The Coolscan arrived! I have only scanned in three shots so far, but the results are good - much better than a flatbed scanner would do, I think. Thanks Beards & Hats Photo! The first photo I scanned is of Herculaneum near Naples in Italy... compare it to the scanned photo.




And of course the next two I scanned were of cute girls. When I taught English in Tehran I insisted that my class consisted only of pretty girls in their 20s. I sort of wish I were back there, but I was only being paid $6/hour or something...




2006-06-02

trivia questions

Last night the host asked "who made the world's first laser printer?". I wrote "Xerox" and showed it to Erina or Scott, I think, and Oddur showed me a piece of paper with "Hewlett-Packard" and I shook my head. But obviously there was a miscommunication, because Erina agreed with Oddur and wrote "HP" anyway. The correct answer is "Xerox" although the host said "Canon" - he must have meant to say "desktop laser printer".

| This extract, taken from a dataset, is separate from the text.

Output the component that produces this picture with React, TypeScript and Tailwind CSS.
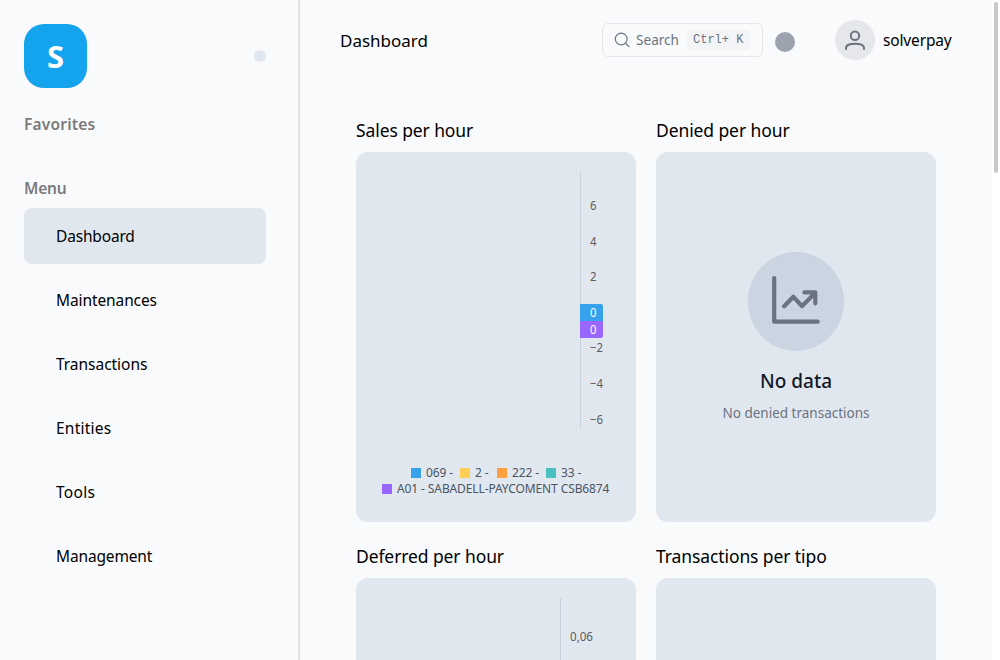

Later one of us seemed to be certain that "pixel" was short for "picture cell". I did know the answer was "picture element" though I must have had too many glasses of wine to care too much about correcting him...


It's all fun, though it did demonstrate the problem with having ten people on the team instead of five or six - it makes it much harder to communicate with the person writing the answers - "too many cooks spoil the broth".